- INSTRUCTION
Take the lines from the head of the listing through the one bearing "const statusPanes = [0, 1, 2, 3, 4]" and copy them exactly, leaving every picture out.

****************

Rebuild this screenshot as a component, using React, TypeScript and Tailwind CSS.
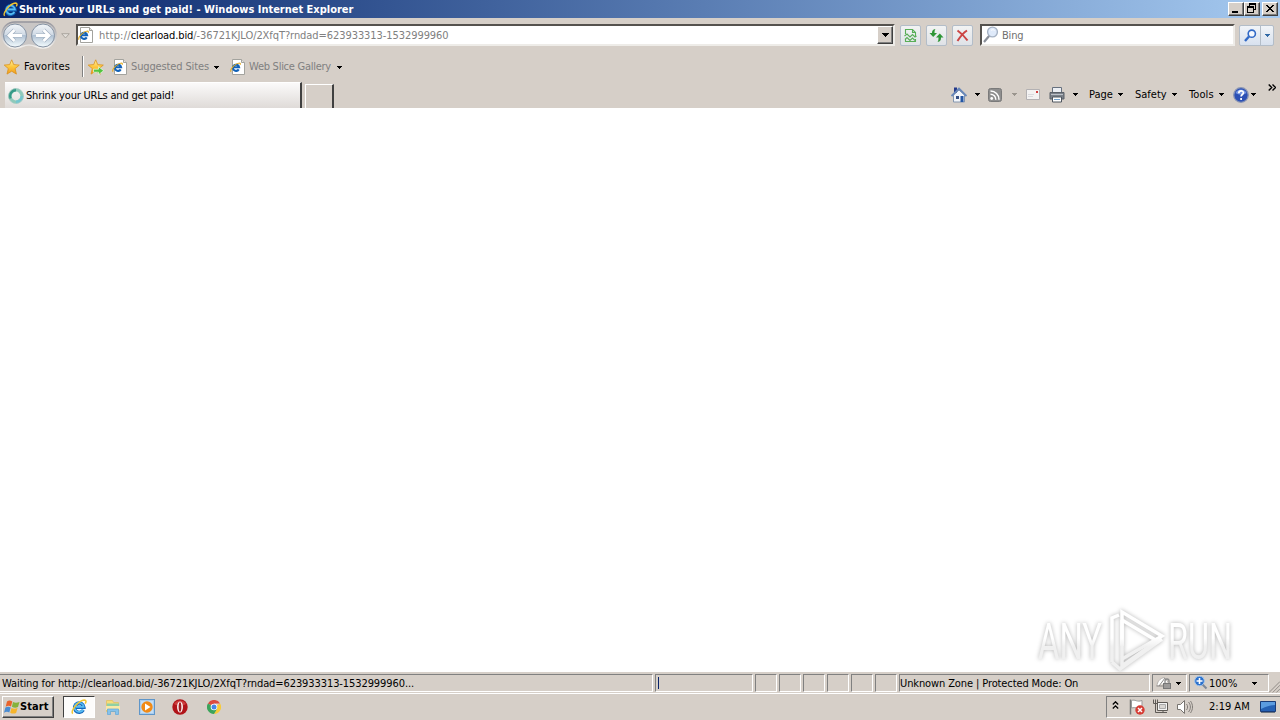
import type { ReactNode } from 'react'

const statusPanes = [0, 1, 2, 3, 4]

function Caret({ className = '' }: { className?: string }) {
  return (
    <svg className={`w-[5px] h-[3px] shrink-0 ${className}`} viewBox="0 0 5 3" shapeRendering="crispEdges">
      <path d="M0 0h5v1H4v1H3v1H2V2H1V1H0z" fill="currentColor" />
    </svg>
  )
}

function IeMark({ className = '' }: { className?: string }) {
  return (
    <svg className={`shrink-0 ${className}`} viewBox="0 0 16 16" fill="none">
      <path d="M12.300 11A4.700 4.700 0 1 1 12.900 8.300H5" stroke="#1668bd" strokeWidth="3.400" />
      <path d="M12.200 10.500A4.600 4.600 0 1 1 12.700 7.900H5" stroke="#58bdf2" strokeWidth="1.700" />
      <path d="M1.800 14.600C-.8 12.500 7.500 1.200 13.300 1c2.200 0 1.900 2 .9 3.600" stroke="#f3c52e" strokeWidth="1.500" />
    </svg>
  )
}

function IePage() {
  return (
    <svg className="w-4 h-4 shrink-0" viewBox="0 0 16 16" fill="none">
      <path d="M2.500.5h9l3 3v12h-12z" fill="#fff" stroke="#a3a39e" />
      <path d="M11.500.5v3h3" fill="#e4e4e0" stroke="#a3a39e" />
      <path d="M8.700 10.400A3.100 3.100 0 1 1 9.100 8.300H3.800" stroke="#1262b8" strokeWidth="2.100" />
      <path d="M.9 12.800C-.3 10 5.500 4 9.500 4c1 .1 1 1 .6 1.700" stroke="#e3ac25" strokeWidth="1.100" />
    </svg>
  )
}

function Star({ arrow = false }: { arrow?: boolean }) {
  return (
    <svg className="w-4 h-4 shrink-0" viewBox="0 0 16 16">
      <defs>
        <linearGradient id="star" x1="0" y1="0" x2="0" y2="1">
          <stop offset="0" stopColor="#fff3a6" />
          <stop offset=".5" stopColor="#fdc63c" />
          <stop offset="1" stopColor="#f19a1b" />
        </linearGradient>
      </defs>
      <path d="M7.700.8l2 4.800 5.600.5-4.200 3.500 1.300 5.500-4.700-2.900L3 15.100l1.300-5.500L.2 6.100l5.500-.5z" fill="url(#star)" stroke="#d9901c" strokeWidth=".8" strokeLinejoin="round" />
      {arrow && <path d="M5.500 10.200h5V7.700l5.200 4-5.200 4v-2.500h-5z" fill="#52c43f" stroke="#eefbe9" strokeWidth=".7" />}
    </svg>
  )
}

function NavButtons() {
  return (
    <svg className="w-[58px] h-8 shrink-0" viewBox="0 0 58 32" fill="none">
      <defs>
        <linearGradient id="orb" x1="0" y1="0" x2="0" y2="1">
          <stop offset="0" stopColor="#f3f6f9" />
          <stop offset=".46" stopColor="#d0dae5" />
          <stop offset=".5" stopColor="#b0c1d3" />
          <stop offset="1" stopColor="#f5fdff" />
        </linearGradient>
        <linearGradient id="rim" x1="0" y1="0" x2="0" y2="1">
          <stop offset="0" stopColor="#94949c" />
          <stop offset="1" stopColor="#f4f2ef" />
        </linearGradient>
      </defs>
      <path d="M15 4h28c8 0 13 6 13 12.500S51 30 43 30c-6 0-8-3-14-3s-8 3-14 3C7 30 2 23 2 16.500S7 4 15 4z" fill="#c9c6c5" stroke="url(#rim)" strokeWidth="1.500" />
      <circle cx="15" cy="17.500" r="11.500" fill="url(#orb)" stroke="#8592a3" />
      <circle cx="43" cy="17.500" r="11.500" fill="url(#orb)" stroke="#8592a3" />
      <path d="M22 17.500H9m5.500-5.500L9 17.500l5.500 5.500" stroke="#9fafc0" strokeWidth="4" />
      <path d="M22 17.500H9m5.500-5.500L9 17.500l5.500 5.500" stroke="#fff" strokeWidth="2.800" />
      <path d="M36 17.500h13m-5.500-5.500l5.500 5.500-5.500 5.500" stroke="#9fafc0" strokeWidth="4" />
      <path d="M36 17.500h13m-5.500-5.500l5.500 5.500-5.500 5.500" stroke="#fff" strokeWidth="2.800" />
    </svg>
  )
}

function WindowButton({ children, className = '' }: { children: ReactNode; className?: string }) {
  return (
    <button className={`w-4 h-[14px] bg-[#d6cfc8] border border-t-white border-l-white border-r-[#404040] border-b-[#404040] shadow-[inset_-1px_-1px_0_#808080] ${className}`}>
      <svg className="w-[14px] h-3" viewBox="0 0 14 12" shapeRendering="crispEdges" fill="none">
        {children}
      </svg>
    </button>
  )
}

function ToolButton({ children, className = '' }: { children: ReactNode; className?: string }) {
  return (
    <button className={`w-[21px] h-[21px] flex items-center justify-center rounded-[2px] border border-[#b3bdc8] bg-linear-to-b from-[#f2f3f3] to-[#dfe2e7] ${className}`}>
      {children}
    </button>
  )
}

function TitleBar() {
  return (
    <div className="h-[18px] flex items-center pl-[3px] pr-[2px] bg-linear-to-r from-[#0a246a] to-[#a6caf0] text-white">
      <IeMark className="w-[15px] h-[15px]" />
      <span className="ml-px pt-px font-bold tracking-[-0.01px]">Shrink your URLs and get paid! - Windows Internet Explorer</span>
      <WindowButton className="ml-auto">
        <path d="M3 8h6v2H3z" fill="#000" />
      </WindowButton>
      <WindowButton>
        <path d="M4 0h7v7H9V6h1V2H5v1H4zM2 3h7v7H2zM3 5v4h5V5z" fill="#000" fillRule="evenodd" />
      </WindowButton>
      <WindowButton className="ml-[2px]">
        <path d="M3 2h2v1h1v1h2V3h1V2h2v1h-1v1H9v1H8v1h1v1h1v1h1v1H9V8H8V7H6v1H5v1H3V8h1V7h1V6h1V5H5V4H4V3H3z" fill="#000" />
      </WindowButton>
    </div>
  )
}

function AddressRow() {
  return (
    <div className="h-[34px] flex items-start">
      <NavButtons />
      <svg className="w-[9px] h-[6px] ml-[3px] mt-[15px] shrink-0" viewBox="0 0 9 6">
        <path d="M.7.7h7.600L4.500 5z" fill="#e2ded9" stroke="#aaa59e" />
      </svg>
      <div className="ml-[6px] mt-[6px] w-[819px] h-[22px] flex items-center bg-white border-2 border-t-[#55524e] border-l-[#55524e] border-r-[#eeece8] border-b-[#eeece8]">
        <IePage />
        <span className="ml-[5px] pt-[2px] text-[#808080] grow flex">
          <span className="tracking-[0.2px]">http://</span>
          <span className="text-black tracking-[-0.12px]">clearload.bid</span>
          <span className="tracking-[-0.07px]">/-36721KJLO/2XfqT?rndad=623933313-1532999960</span>
        </span>
        <button className="w-4 h-[18px] flex items-center justify-center bg-[#d6cfc8] border border-t-white border-l-white border-r-[#404040] border-b-[#404040] shadow-[inset_-1px_-1px_0_#808080]">
          <svg className="w-[7px] h-1" viewBox="0 0 7 4" shapeRendering="crispEdges">
            <path d="M0 0h7v1H6v1H5v1H4v1H3V3H2V2H1V1H0z" />
          </svg>
        </button>
      </div>
      <ToolButton className="ml-[5px] mt-[7px]">
        <svg className="w-[13px] h-[15px]" viewBox="0 0 13 15" fill="none" stroke="#58ae57" strokeWidth="1.100">
          <path d="M1.500 6V1.500h7l3 3V8M8.500 1.500v3h3M1.500 11v2.500h10V11" />
          <path d="M.5 8L3 6l3 3 2.500-2.500L11 9l1.500-1M1 11.500l2-2 3 3L8.500 10l2.500 2.500" />
        </svg>
      </ToolButton>
      <ToolButton className="ml-[5px] mt-[7px]">
        <svg className="w-[15px] h-[13px]" viewBox="0 0 15 13" fill="#2f9637">
          <path d="M6.500 0C3.500.5 3 2 3 4H.5l3.700 4L8 4H5.500c0-2 .2-3 1-4z" />
          <path d="M8.500 13c3-.5 3.500-2 3.500-4.500h2.500L10.800 4.500 7 8.500h2.500c0 2-.2 3.500-1 4.500z" />
        </svg>
      </ToolButton>
      <ToolButton className="ml-[5px] mt-[7px]">
        <svg className="w-[13px] h-[13px]" viewBox="0 0 13 13" fill="none" stroke="#cc4544" strokeWidth="2">
          <path d="M1.500 1.500C5 4 9 8 11.500 11.500M11 1.500C7 4 4 8 1.500 12" />
        </svg>
      </ToolButton>
      <div className="ml-[7px] mt-[6px] w-[255px] h-[22px] flex items-center bg-white border-2 border-t-[#55524e] border-l-[#55524e] border-r-[#eeece8] border-b-[#eeece8]">
        <svg className="w-4 h-[18px] ml-px" viewBox="0 0 16 18" fill="none">
          <path d="M1 16l5.500-6.500" stroke="#8a8f99" strokeWidth="2.200" />
          <circle cx="9.500" cy="6" r="4.900" fill="#dfeafa" stroke="#a6b2c4" strokeWidth="1.400" />
          <path d="M8 4.500c1-1 2.500-1 3.500 0" stroke="#fff" />
        </svg>
        <span className="ml-[3px] pt-[2px] text-[#6f6f6f] tracking-[-0.2px]">Bing</span>
      </div>
      <div className="ml-1 mt-[7px] w-[35px] h-[21px] flex border border-[#b3bdc8] rounded-[2px] bg-linear-to-b from-[#f1f4f8] to-[#d8e1ee]">
        <div className="w-[21px] flex items-center justify-center border-r border-[#b3bdc8]">
          <svg className="w-[13px] h-[13px]" viewBox="0 0 13 13" fill="none" stroke="#3169c6">
            <path d="M1 12l4-4.500" strokeWidth="2.400" />
            <circle cx="7.800" cy="4.700" r="3.600" fill="#f4f8ff" strokeWidth="1.600" />
          </svg>
        </div>
        <div className="grow flex items-center justify-center text-[#3169a6]">
          <Caret />
        </div>
      </div>
    </div>
  )
}

function FavoritesRow() {
  return (
    <div className="h-[29px] flex items-center pl-1">
      <Star />
      <span className="ml-1 w-[46px] tracking-[0.15px]">Favorites</span>
      <div className="ml-3 w-[2px] h-[21px] bg-[#808080] border-r border-white" />
      <span className="ml-1">
        <Star arrow />
      </span>
      <span className="ml-2">
        <IePage />
      </span>
      <span className="ml-[3px] pt-px w-[79px] text-[#808080] tracking-[-0.13px]">Suggested Sites</span>
      <Caret className="ml-[4px] mt-px" />
      <span className="ml-[11px]">
        <IePage />
      </span>
      <span className="ml-[3px] pt-px w-[84px] text-[#808080] tracking-[-0.26px]">Web Slice Gallery</span>
      <Caret className="ml-1 mt-px" />
    </div>
  )
}

function CommandBar() {
  return (
    <div className="ml-auto h-[27px] flex items-center">
      <svg className="w-4 h-4" viewBox="0 0 16 16">
        <path d="M2.500 8v7h11V8L8 3z" fill="#f2f5fa" stroke="#8496af" />
        <path d="M3 .5h3v5H3z" fill="#24398a" />
        <path d="M.5 9L8 1.500 15.500 9" fill="none" stroke="#6787b9" strokeWidth="1.800" />
        <path d="M9.500 9h3v6h-3z" fill="#2456a4" />
        <path d="M5 9h3v3H5z" fill="#334e83" />
      </svg>
      <Caret className="ml-2" />
      <svg className="ml-2 w-[14px] h-[14px]" viewBox="0 0 14 14" fill="none">
        <rect x=".5" y=".5" width="13" height="13" rx="2" fill="#8e8e8e" stroke="#7a7a7a" />
        <circle cx="3.700" cy="10.500" r="1.400" fill="#fff" />
        <path d="M2.500 6.200a5.300 5.300 0 0 1 5.300 5.500M2.500 3a8.500 8.500 0 0 1 8.500 8.700" stroke="#fff" strokeWidth="1.500" />
      </svg>
      <Caret className="ml-[10px] text-[#9a958e]" />
      <svg className="ml-[9px] w-[14px] h-[11px]" viewBox="0 0 14 11">
        <path d="M.5.5h13v10H.5z" fill="#f3f2f2" stroke="#b3b1b3" />
        <path d="M10 2h2v2h-2z" fill="#d23f3f" />
        <path d="M2 5.500h6M2 7.500h5" stroke="#d9d9dd" />
      </svg>
      <svg className="ml-[9px] w-4 h-4" viewBox="0 0 16 16">
        <path d="M3.500.5h9V6h-9z" fill="#eceff4" stroke="#66707e" />
        <path d="M1 5.500h14v6.500H1z" fill="#7b818a" stroke="#5b6169" />
        <path d="M2 7.500h12" stroke="#bcc1c7" />
        <path d="M3.500 10h9v5h-9z" fill="#fff" stroke="#4f565f" />
        <path d="M5 12.500h6" stroke="#74a2cc" />
      </svg>
      <Caret className="ml-2" />
      <span className="ml-[11px] w-[25px]">Page</span>
      <Caret className="ml-1" />
      <span className="ml-3 w-8">Safety</span>
      <Caret className="ml-[5px]" />
      <span className="ml-3 w-[26px] tracking-[0.1px]">Tools</span>
      <Caret className="ml-1" />
      <svg className="ml-[9px] w-4 h-4" viewBox="0 0 16 16">
        <circle cx="8" cy="8" r="7.300" fill="#2c50b4" stroke="#8b96b4" strokeWidth="1.300" />
        <path d="M2.500 6a6 6 0 0 1 11 0c-4 2-7 2-11 0z" fill="#7596e2" />
        <path d="M5.800 6.200c0-3 4.600-3 4.600-.4 0 1.700-2.300 1.700-2.300 3.700M8.100 11v2" stroke="#fff" strokeWidth="1.700" fill="none" />
      </svg>
      <Caret className="ml-[2px]" />
      <svg className="ml-3 mr-1 mb-[14px] w-2 h-[7px]" viewBox="0 0 8 7" fill="none" stroke="#000" strokeWidth="1.400">
        <path d="M.7.5l3 3-3 3M4.500.5l3 3-3 3" />
      </svg>
    </div>
  )
}

function TabRow() {
  return (
    <div className="h-[27px] flex items-start">
      <div className="ml-[5px] mt-px w-[297px] h-[26px] flex items-center pl-[3px] bg-linear-to-b from-[#fbfafa] to-[#dfdbd8] border-t border-t-white border-r-2 border-r-[#404040]">
        <svg className="w-4 h-4 shrink-0" viewBox="0 0 16 16" fill="none">
          <circle cx="8" cy="8" r="6" stroke="#8dcabb" strokeWidth="3.200" />
          <path d="M8 2a6 6 0 0 0-5.500 8.500" stroke="#369a88" strokeWidth="2.800" />
          <path d="M8 14a6 6 0 0 0 6-6" stroke="#74c6cf" strokeWidth="2.800" />
          <circle cx="8" cy="8" r="7.500" stroke="#a9cbc4" strokeWidth=".8" />
        </svg>
        <span className="ml-[2px] pt-px tracking-[-0.2px]">Shrink your URLs and get paid!</span>
      </div>
      <div className="ml-[3px] mt-[3px] w-[29px] h-6 border-t border-l border-white border-r-2 border-r-[#404040]" />
      <CommandBar />
    </div>
  )
}

function Pane({ children, className = '' }: { children?: ReactNode; className?: string }) {
  return (
    <div className={`h-[18px] shrink-0 flex items-center border border-t-[#808080] border-l-[#808080] border-r-white border-b-white ${className}`}>
      {children}
    </div>
  )
}

function StatusBar() {
  return (
    <div className="h-[21px] pt-[2px] flex items-start border-b border-[#d6cfc8] shadow-[0_1px_0_#fff]">
      <Pane className="w-[653px] border-l-0 pl-[2px] pt-[2px] tracking-[-0.09px]">Waiting for http://clearload.bid/-36721KJLO/2XfqT?rndad=623933313-1532999960...</Pane>
      <Pane className="ml-[2px] w-[98px] pl-[2px]">
        <div className="w-px h-3 bg-[#0a246a]" />
      </Pane>
      {statusPanes.map((pane) => (
        <Pane key={pane} className="ml-[2px] w-[22px]" />
      ))}
      <Pane className="ml-[2px] w-[22px]" />
      <Pane className="ml-[2px] w-[251px] pt-[2px] tracking-[-0.11px]">Unknown Zone | Protected Mode: On</Pane>
      <Pane className="ml-[2px] w-[35px] pl-[3px]">
        <svg className="w-4 h-4" viewBox="0 0 16 16">
          <path d="M1 11C1 7 4 3 8.500 2.500L12 7" fill="#fff" stroke="#b5b0ac" />
          <path d="M3 11l6-8M.5 11h7" stroke="#8a8785" />
          <rect x="7.500" y="8.500" width="7" height="5" fill="#9c9a99" stroke="#777" />
          <path d="M9 8V6a2 2 0 0 1 4 0v2" fill="none" stroke="#888" strokeWidth="1.300" />
        </svg>
        <Caret className="ml-1" />
      </Pane>
      <Pane className="ml-[2px] w-[80px] pl-[3px]">
        <svg className="w-4 h-4 shrink-0" viewBox="0 0 16 16" fill="none">
          <path d="M9.500 9.500l4 4" stroke="#7d8796" strokeWidth="2" />
          <circle cx="6.500" cy="6" r="4.800" fill="#2d71cc" stroke="#9ec3eb" />
          <path d="M6.500 3v6M3.500 6h6" stroke="#fff" strokeWidth="1.600" />
        </svg>
        <span className="w-[30px] pt-px">100%</span>
        <Caret className="ml-[13px]" />
      </Pane>
      <svg className="w-3 h-3 mt-[7px]" viewBox="0 0 12 12" stroke="#8b8782">
        <path d="M0 12L12 0M4 12l8-8M8 12l4-4" />
      </svg>
    </div>
  )
}

function TaskBar() {
  return (
    <div className="h-[27px] flex items-center">
      <button className="ml-[2px] w-[52px] h-[22px] flex items-center bg-[#d6cfc8] border border-t-white border-l-white border-r-[#404040] border-b-[#404040] shadow-[inset_-1px_-1px_0_#808080]">
        <svg className="w-4 h-4 shrink-0 ml-px" viewBox="0 0 16 16">
          <path d="M3 2.500c2-1.500 3.500-1 5.300 0L7 7.500c-1.600-1-3.300-1-5.300.2z" fill="#e9632b" />
          <path d="M9 2.900c2 1 3.800 1 6.500 0L14 8c-2 1-4.200.8-6.100-.2z" fill="#86b23c" />
          <path d="M1.400 8.600c2-1.200 3.800-1 5.300 0L5.300 13.600c-1.600-1-3.300-1-5.300.2z" fill="#4a8cd2" />
          <path d="M7.500 8.900c2 1 3.800 1 6.100 0l-1.500 5c-2 1-4 .8-5.900-.2z" fill="#f6b52c" />
        </svg>
        <span className="pt-px font-bold tracking-[0.1px]">Start</span>
      </button>
      <div className="ml-[9px] w-8 h-[22px] flex items-center justify-center bg-[#fdfcfb] border border-t-[#404040] border-l-[#404040] border-r-white border-b-white">
        <IeMark className="w-4 h-4" />
      </div>
      <svg className="ml-[10px] w-4 h-4" viewBox="0 0 16 16">
        <path d="M1.500 1.500h6l1 2h5v9h-12z" fill="#f7dc79" stroke="#e3c470" />
        <path d="M2 4.500h12v2.500H2z" fill="#8fd0a5" />
        <path d="M1 7h14v4H1z" fill="#f9e9a7" />
        <path d="M2.500 15.500V10h11v5.500h-3v-3h-5v3z" fill="#85c2ec" stroke="#62a6d8" strokeWidth=".7" />
      </svg>
      <svg className="ml-[18px] w-4 h-4" viewBox="0 0 16 16">
        <rect x=".5" y=".5" width="15" height="15" fill="#a9cdef" stroke="#5f96c9" />
        <rect x="2" y="2" width="12" height="12" fill="#c3def6" />
        <circle cx="8" cy="8" r="5.700" fill="#f18a16" />
        <path d="M6 4.500l5.500 3.500L6 11.500z" fill="#fff" />
      </svg>
      <svg className="ml-[17px] w-4 h-4" viewBox="0 0 16 16">
        <circle cx="8" cy="8" r="7.700" fill="#b01419" />
        <path d="M2 5a7 7 0 0 1 12 0c-3 2-9 2-12 0z" fill="#cc3e3e" />
        <ellipse cx="8" cy="8" rx="2.900" ry="5.600" fill="#fff" />
        <ellipse cx="8" cy="8" rx="1.400" ry="4.700" fill="#a41b20" />
      </svg>
      <svg className="ml-[19px] w-[14px] h-[14px]" viewBox="0 0 14 14">
        <path d="M7 7L.9 3.500A7 7 0 0 1 13.100 3.500H7z" fill="#dd4b3e" />
        <path d="M7 7l6.100-3.500A7 7 0 0 1 7 14l3-5.500z" fill="#f9cb38" />
        <path d="M7 7l3 2-3 5A7 7 0 0 1 .9 3.500z" fill="#3ca45b" />
        <circle cx="7" cy="7" r="3.300" fill="#fff" />
        <circle cx="7" cy="7" r="2.500" fill="#4787e6" />
      </svg>
      <div className="ml-auto w-[174px] h-[22px] flex items-center border border-t-[#808080] border-l-[#808080] border-r-0 border-b-white">
        <svg className="ml-[5px] w-[7px] h-[8px] shrink-0 -mt-[3px]" viewBox="0 0 7 8" fill="none" stroke="#000" strokeWidth="1.300">
          <path d="M.8 3.500l2.700-2.700 2.700 2.700M.8 7.500l2.700-2.700 2.700 2.700" />
        </svg>
        <svg className="ml-[10px] w-4 h-4 shrink-0" viewBox="0 0 16 16">
          <path d="M1.500.5v15" stroke="#777" strokeWidth="1.500" />
          <path d="M2.500 1.500c4-1.500 5 2 10.500 0v7c-5 2-6-1-10.500.5z" fill="#fff" stroke="#999" />
          <circle cx="11" cy="11" r="4.700" fill="#d63c34" />
          <path d="M9 9l4 4m0-4l-4 4" stroke="#fff" strokeWidth="1.500" />
        </svg>
        <svg className="ml-2 w-4 h-4 shrink-0" viewBox="0 0 16 16" fill="none" stroke="#5e5a56">
          <path d="M4.500 3.500h10v8h-10z" fill="#f4f4f4" />
          <path d="M6.500 5.500h6v4h-6z" fill="#d9d6d3" stroke="#aaa" />
          <path d="M6 13.500h8M10 12v2" />
          <path d="M.5.500v4h4v-4M2.500.5v13h4" fill="none" />
        </svg>
        <svg className="ml-2 w-4 h-4 shrink-0" viewBox="0 0 16 16" fill="none" stroke="#77736f">
          <path d="M.5 5.500h3l4-4v13l-4-4h-3z" fill="#fff" />
          <path d="M9.500 5c1.500 2 1.500 4 0 6M11.500 3c2.500 3 2.500 7 0 10M13.500 2c2.700 4 2.700 8 0 12" strokeWidth=".9" />
        </svg>
        <span className="ml-4 w-[42px]">2:19 AM</span>
        <svg className="ml-[9px] w-4 h-4 shrink-0" viewBox="0 0 16 16">
          <path d="M.5 2.500h15v10H.5z" fill="#2561b4" stroke="#193c78" />
          <path d="M1 3h14v3c-4 0-8 1-14 4z" fill="#5b9ce0" />
          <path d="M1 13.500h14" stroke="#6b7581" />
        </svg>
      </div>
    </div>
  )
}

function Watermark() {
  return (
    <svg className="absolute left-[1020px] top-[596px] w-[230px] h-[88px] overflow-visible pointer-events-none drop-shadow-[0_0_2px_#b4b4b4]" viewBox="-10 -4 230 88">
      <defs>
        <linearGradient id="mark" gradientUnits="userSpaceOnUse" x1="0" y1="12" x2="0" y2="70">
          <stop offset=".45" stopColor="#fff" />
          <stop offset=".6" stopColor="#f0f0f0" />
        </linearGradient>
      </defs>
      <g fill="url(#mark)" fontFamily="Roboto, sans-serif" fontSize="50">
        <text x="8" y="59" textLength="64" lengthAdjust="spacingAndGlyphs">ANY</text>
        <text x="138" y="59" textLength="64" lengthAdjust="spacingAndGlyphs">RUN</text>
      </g>
      <g fill="none" stroke="url(#mark)" strokeWidth="3.500">
        <path d="M92 46V12l40 24-40 23" />
        <path d="M92 20l35 21-35 25V20" />
        <path d="M82 62V18l7-3M82 62l8 7 42-30" />
      </g>
    </svg>
  )
}

export default function App() {
  return (
    <div className="relative w-[1280px] h-[720px] overflow-hidden flex flex-col bg-[#d6cfc8] text-black text-[11px] leading-[14px] whitespace-nowrap font-['DejaVu_Sans_Condensed','DejaVu_Sans',sans-serif]">
      <TitleBar />
      <AddressRow />
      <FavoritesRow />
      <TabRow />
      <main className="grow bg-white" />
      <StatusBar />
      <TaskBar />
      <Watermark />
    </div>
  )
}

****************

- TASK RESPONSE
Rebuild this screenshot as a component, using React, TypeScript and Tailwind CSS.
import type { ReactNode } from 'react'

const statusPanes = [0, 1, 2, 3, 4]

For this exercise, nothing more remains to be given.